Electrochemistry forges C–C bonds in 2 new cross-electrophile couplings

Chemists are amped up about two new reactions that use electricity to form different types of carbon-carbon bonds. One transformation builds sp³-sp³ C–C bonds, and the other creates sp²-sp³ C–C bonds. Adding these transformations to the synthetic chemist’s toolbox should spark interest in electrochemistry, an increasingly popular molecule-building tool, experts say.

Electrochemical transformations use electricity rather than chemical reagents to perform reactions. Both of the new reactions are cross-electrophile couplings, which wed two different electrophiles. Although there are ways to do cross-electrophile couplings using chemical reagents, these alternatives are often plagued by homocouplings, in which one electrophile forms a bond with another electrophile of the same kind instead of with a different type of electrophile.

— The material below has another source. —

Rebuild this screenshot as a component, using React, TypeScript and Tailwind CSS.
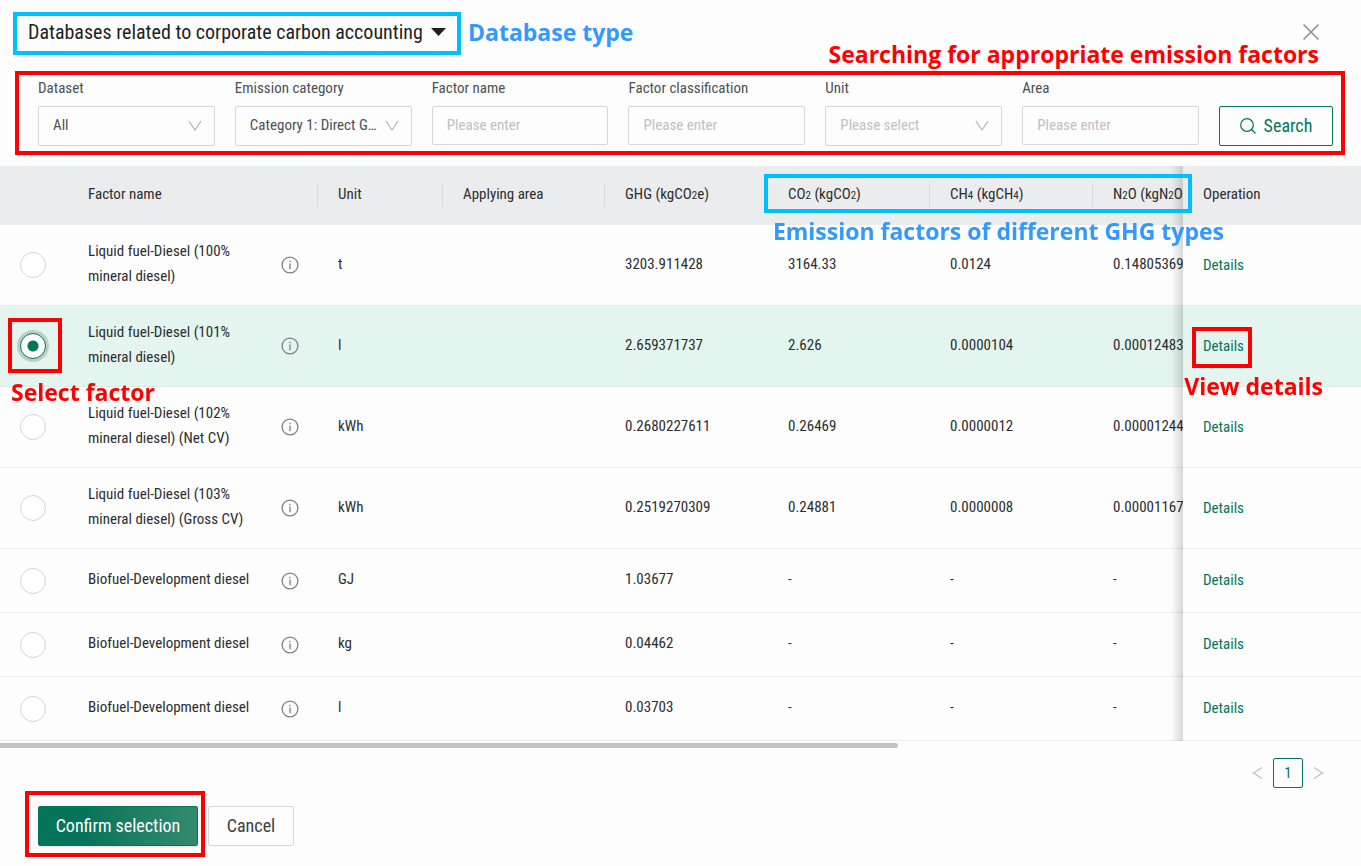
import React, { useState } from "react";

interface Factor {
  id: number;
  name: string;
  unit: string;
  ghg: string;
  co2: string;
  ch4: string;
  n2o: string;
}

const factors: Factor[] = [
  { id: 1, name: "Liquid fuel-Diesel (100% mineral diesel)", unit: "t", ghg: "3203.911428", co2: "3164.33", ch4: "0.0124", n2o: "0.14805369" },
  { id: 2, name: "Liquid fuel-Diesel (101% mineral diesel)", unit: "l", ghg: "2.659371737", co2: "2.626", ch4: "0.0000104", n2o: "0.00012483" },
  { id: 3, name: "Liquid fuel-Diesel (102% mineral diesel) (Net CV)", unit: "kWh", ghg: "0.2680227611", co2: "0.26469", ch4: "0.0000012", n2o: "0.00001244" },
  { id: 4, name: "Liquid fuel-Diesel (103% mineral diesel) (Gross CV)", unit: "kWh", ghg: "0.2519270309", co2: "0.24881", ch4: "0.0000008", n2o: "0.00001167" },
  { id: 5, name: "Biofuel-Development diesel", unit: "GJ", ghg: "1.03677", co2: "-", ch4: "-", n2o: "-" },
  { id: 6, name: "Biofuel-Development diesel", unit: "kg", ghg: "0.04462", co2: "-", ch4: "-", n2o: "-" },
  { id: 7, name: "Biofuel-Development diesel", unit: "l", ghg: "0.03703", co2: "-", ch4: "-", n2o: "-" },
];

const Sub: React.FC<{ children: React.ReactNode }> = ({ children }) => (
  <span className="text-[11px]">{children}</span>
);

const Note: React.FC<{ className: string; children: React.ReactNode }> = ({ className, children }) => (
  <span
    className={`pointer-events-none absolute z-20 whitespace-nowrap font-['Open_Sans','Noto_Sans',sans-serif] text-[23px] leading-7 font-bold ${className}`}
  >
    {children}
  </span>
);

const ChevronDown = () => (
  <svg
    className="pointer-events-none absolute top-3 right-3 h-4 w-4 text-[#b4b6ba]"
    viewBox="0 0 16 16"
    fill="none"
    stroke="currentColor"
    strokeWidth="1.2"
  >
    <path d="M2 3.2 8 12l6-8.8" />
  </svg>
);

const InfoIcon = () => (
  <svg className="h-[18px] w-[18px]" viewBox="0 0 18 18" fill="none" stroke="#7b7e89" strokeWidth="1.3">
    <circle cx="9" cy="9" r="7.9" />
    <path d="M9 7.6v5.6M9 4.8v1.4" />
  </svg>
);

interface FieldProps {
  id: string;
  label: string;
  placeholder?: string;
  options?: string[];
}

const Field: React.FC<FieldProps> = ({ id, label, placeholder, options }) => (
  <div className="min-w-0 flex-1">
    <label htmlFor={id} className="mb-1.5 block h-6 text-[15px] leading-6 text-[#4b5052]">
      {label}
    </label>
    {options ? (
      <div className="relative">
        <select
          id={id}
          className={`block h-10 w-full appearance-none overflow-hidden rounded-xs border border-[#d6d7d9] bg-transparent pr-8 pb-0.5 pl-3.5 text-[15px] text-ellipsis ${
            placeholder ? "text-[#bfc0c3]" : "text-[#4b5052]"
          }`}
        >
          {options.map((o) => (
            <option key={o}>{o}</option>
          ))}
        </select>
        <ChevronDown />
      </div>
    ) : (
      <input
        id={id}
        type="text"
        placeholder={placeholder}
        className="block h-[39px] w-full rounded-xs border border-[#d6d7d9] bg-transparent px-3.5 pb-0.5 text-[15px] placeholder:text-[#bfc0c3]"
      />
    )}
  </div>
);

const HeadCell: React.FC<{ children?: React.ReactNode; divider?: boolean }> = ({ children, divider }) => (
  <th className="relative pb-0.5 pl-5 text-left font-normal">
    {children}
    {divider && <span className="absolute top-[17px] right-0 h-6 w-px bg-[#d9dadc]" />}
  </th>
);

export default function App() {
  const [selected, setSelected] = useState(2);

  return (
    <div className="min-h-screen bg-[#fdfdfd] pt-3 font-['Roboto_Condensed','Liberation_Sans_Narrow',Roboto,sans-serif] text-[15px] text-[#2b2d2f]">
      {/* Title */}
      <header className="flex items-start justify-between pr-[42px] pl-[13px]">
        <div className="relative border-4 border-[#00bfff]">
          <select
            aria-label="Database type"
            className="block h-[35px] w-[440px] appearance-none bg-transparent pr-8 pb-1 pl-[11px] text-xl text-[#1d1f21]"
          >
            <option>Databases related to corporate carbon accounting</option>
          </select>
          <svg className="pointer-events-none absolute top-3 right-[11px] h-2 w-[15px]" viewBox="0 0 15 8">
            <path d="M0 0h15L7.500 8z" fill="#1d1f21" />
          </svg>
          <Note className="top-0.5 left-[451px] text-[#3399ff]">Database type</Note>
        </div>
        <button type="button" aria-label="Close" className="mt-3 h-4 w-4 text-[#8c8c8c]">
          <svg viewBox="0 0 16 16" stroke="currentColor" strokeWidth="1.5">
            <path d="M.5.5l15 15M15.500.5l-15 15" />
          </svg>
        </button>
      </header>

      {/* Filters */}
      <form
        className="relative mt-4 mr-4 ml-[15px] flex items-start gap-5 border-4 border-[#ff0000] pt-px pr-2 pb-[5px] pl-[19px]"
        onSubmit={(e) => e.preventDefault()}
      >
        <Note className="right-[22px] -top-[35px] text-[#ff0000]">Searching for appropriate emission factors</Note>
        <Field id="dataset" label="Dataset" options={["All"]} />
        <Field id="category" label="Emission category" options={["Category 1: Direct GHG emissions"]} />
        <Field id="name" label="Factor name" placeholder="Please enter" />
        <Field id="classification" label="Factor classification" placeholder="Please enter" />
        <Field id="unit" label="Unit" placeholder="Please select" options={["Please select"]} />
        <Field id="area" label="Area" placeholder="Please enter" />
        <button
          type="submit"
          className="flex h-10 w-[114px] shrink-0 items-center justify-center gap-2 self-end rounded-xs border border-[#04755a] text-lg text-[#04755a]"
        >
          <svg className="h-4 w-4" viewBox="0 0 16 16" fill="none" stroke="currentColor" strokeWidth="1.2">
            <circle cx="7" cy="7" r="6.300" />
            <path d="m11.500 11.500 4 4" />
          </svg>
          Search
        </button>
      </form>

      {/* Factor table */}
      <div className="relative mt-[11px]">
        <div className="relative overflow-hidden">
          <table className="w-[2070px] table-fixed border-separate border-spacing-0">
            <colgroup>
              <col className="w-[68px]" />
              <col className="w-[193px]" />
              <col className="w-[57px]" />
              <col className="w-[125px]" />
              <col className="w-[162px]" />
              <col className="w-[163px]" />
              <col className="w-[162px]" />
              <col className="w-[163px]" />
              <col />
              <col className="w-[178px]" />
            </colgroup>
            <thead>
              <tr className="h-[59px] bg-[#ebecee]">
                <HeadCell />
                <HeadCell>Factor name</HeadCell>
                <HeadCell divider />
                <HeadCell divider>Unit</HeadCell>
                <HeadCell divider>Applying area</HeadCell>
                <HeadCell divider>
                  GHG (kgCO<Sub>2</Sub>e)
                </HeadCell>
                <HeadCell divider>
                  CO<Sub>2</Sub> (kgCO<Sub>2</Sub>)
                </HeadCell>
                <HeadCell divider>
                  CH<Sub>4</Sub> (kgCH<Sub>4</Sub>)
                </HeadCell>
                <HeadCell>
                  N<Sub>2</Sub>O (kgN<Sub>2</Sub>O)
                </HeadCell>
                <th className="sticky right-0 z-10 bg-[#ebecee] pb-0.5 pl-5 text-left font-normal">Operation</th>
              </tr>
            </thead>
            <tbody>
              {factors.map((f) => {
                const active = f.id === selected;
                const cell = `border-b pl-5 ${active ? "border-[#d8ebe4] bg-[#e4f4ee]" : "border-[#ececee] bg-[#fdfdfd]"}`;
                return (
                  <tr key={f.id} className={f.id < 5 ? "h-[81px]" : "h-16"}>
                    <td className={cell}>
                      <input
                        type="radio"
                        name="factor"
                        aria-label={f.name}
                        checked={active}
                        onChange={() => setSelected(f.id)}
                        className="block h-[26px] w-[26px] appearance-none rounded-full border border-[#d4d5d7] bg-white checked:border-[#04755a] checked:bg-[radial-gradient(circle,#04755a_5px,white_6px)] checked:ring-3 checked:ring-[#5a7a6f]/30"
                      />
                    </td>
                    <td className={`${cell} pb-0.5 leading-[25px]`}>{f.name}</td>
                    <td className={cell}>
                      <InfoIcon />
                    </td>
                    <td className={`${cell} pb-0.5`}>{f.unit}</td>
                    <td className={cell} />
                    <td className={`${cell} pb-0.5`}>{f.ghg}</td>
                    <td className={`${cell} pb-0.5`}>{f.co2}</td>
                    <td className={`${cell} pb-0.5`}>{f.ch4}</td>
                    <td className={`${cell} pb-0.5`}>{f.n2o}</td>
                    <td className={`${cell} sticky right-0 z-10`}>
                      <a href="#details" className="text-[#04755a]">
                        Details
                      </a>
                    </td>
                  </tr>
                );
              })}
            </tbody>
          </table>
          {/* Shadow cast by the fixed column */}
          <div className="pointer-events-none absolute inset-y-0 right-[178px] w-3 bg-linear-to-l from-black/15 to-transparent" />
        </div>
        <div className="mt-0.5 h-[5px] w-[66%] rounded-r-full bg-[#c1c2c7]" />

        {/* Callouts */}
        <div className="pointer-events-none absolute top-2 right-[169px] z-20 h-[39px] w-[428px] border-4 border-[#00bfff]" />
        <Note className="top-[51px] right-[137px] text-[#3399ff]">Emission factors of different GHG types</Note>
        <div className="pointer-events-none absolute top-[152px] left-2 z-20 h-[55px] w-[54px] border-4 border-[#ff0000]" />
        <Note className="top-[212px] left-[11px] text-[#ff0000]">Select factor</Note>
        <div className="pointer-events-none absolute top-[161px] right-[109px] z-20 h-[41px] w-[60px] border-4 border-[#ff0000]" />
        <Note className="top-[206px] right-[38px] text-[#ff0000]">View details</Note>
      </div>

      {/* Pagination */}
      <nav className="mt-[10px] flex items-center justify-end gap-2 pr-9">
        <button type="button" aria-label="Previous page" className="text-[#c0c0c0]">
          <svg className="h-3.5 w-3.5" viewBox="0 0 14 14" fill="none" stroke="currentColor" strokeWidth="1.3">
            <path d="M11 1.500 2.500 7l8.500 5.500" />
          </svg>
        </button>
        <button type="button" className="h-[30px] w-[30px] rounded-xs border border-[#04755a] text-[#04755a]">
          1
        </button>
        <button type="button" aria-label="Next page" className="text-[#c0c0c0]">
          <svg className="h-3.5 w-3.5" viewBox="0 0 14 14" fill="none" stroke="currentColor" strokeWidth="1.3">
            <path d="m3 1.500 8.500 5.500-8.500 5.500" />
          </svg>
        </button>
      </nav>

      {/* Actions */}
      <footer className="mt-[3px] flex items-start gap-[3px] pl-[25px] text-lg">
        <div className="border-4 border-[#ff0000] pt-[11px] pr-[3px] pb-[7px] pl-[9px]">
          <button
            type="button"
            className="block h-10 w-40 rounded-xs border border-[#04755a] bg-linear-to-r from-[#04755a] from-30% to-[#318a70] text-white shadow-sm"
          >
            Confirm selection
          </button>
        </div>
        <button type="button" className="mt-[15px] h-10 w-[86px] rounded-xs border border-[#d6d7d9] text-[#3c3f41]">
          Cancel
        </button>
      </footer>
    </div>
  );
}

Shannon Stahl, an expert in organic synthesis at the University of Wisconsin–Madison who was not involved in the research, says in an email that “both of these studies show that organic electrochemistry is evolving to a point that it’s positioned to challenge conventional catalytic methods for bond construction.”

In one reaction, chemists led by Cornell University’s Song Lin and the California Institute of Technology’s Kimberly A. See discovered that they could use electrochemistry to form bonds between alkyl halides in an electrochemical version of the classic S_N2 reaction (Nature 2022, DOI: 10.1038/s41586-022-04540-4).

“Our idea was really to think about how electrochemistry can provide new reactivities,” Lin says. Chemists can dial in electrochemical potentials that allow them to differentiate between two different alkyl halide electrophiles, he explains. Injecting electrons turns the more substituted electrophile into a nucleophile, which attacks the less substituted electrophile to make a new bond. The team used this reaction to combine myriad electrophiles to create compounds, including an analog of the nonsteroidal anti-inflammatory drug zaltoprofen (shown, new bond in red).

The other cross-electrophile coupling reaction, from a team led by Phil S. Baran of Scripps Research in California, Héctor D. Abruña of Cornell University, and Scott L. Anderson of the University of Utah, builds terpenes and polyenes (example shown, new bonds in red) in a modular manner by coupling vinyl halides with redox-active esters (Science 2022, DOI: 10.1126/science.abn1395).

The key to getting this nickel-catalyzed reaction to work, Baran says, was to add silver nitrate. It’s not an intuitive addition: the reaction is a reduction, and silver nitrate is an oxidant. But ultimately the silver nitrate deposits silver nanoparticles onto the electrodes. The deposited matetial fine-tunes the electrodes’ reactivity. “The silver nanoparticle effect is a general one,” Baran says, “and one that I would bet will find extensive use in modern pharmaceutical chemistry.”

Daniel J. Weix, an expert on cross-couplings at the University of Wisconsin–Madison, says in an email that “these two breakthroughs show how combining electrochemistry with cross-electrophile coupling can enable synthetic disconnections and allow for a degree of control not possible with simple chemical reductants.” He says the work builds on other examples to make “a convincing case that electrochemistry tools should be standard equipment in any synthetic laboratory.”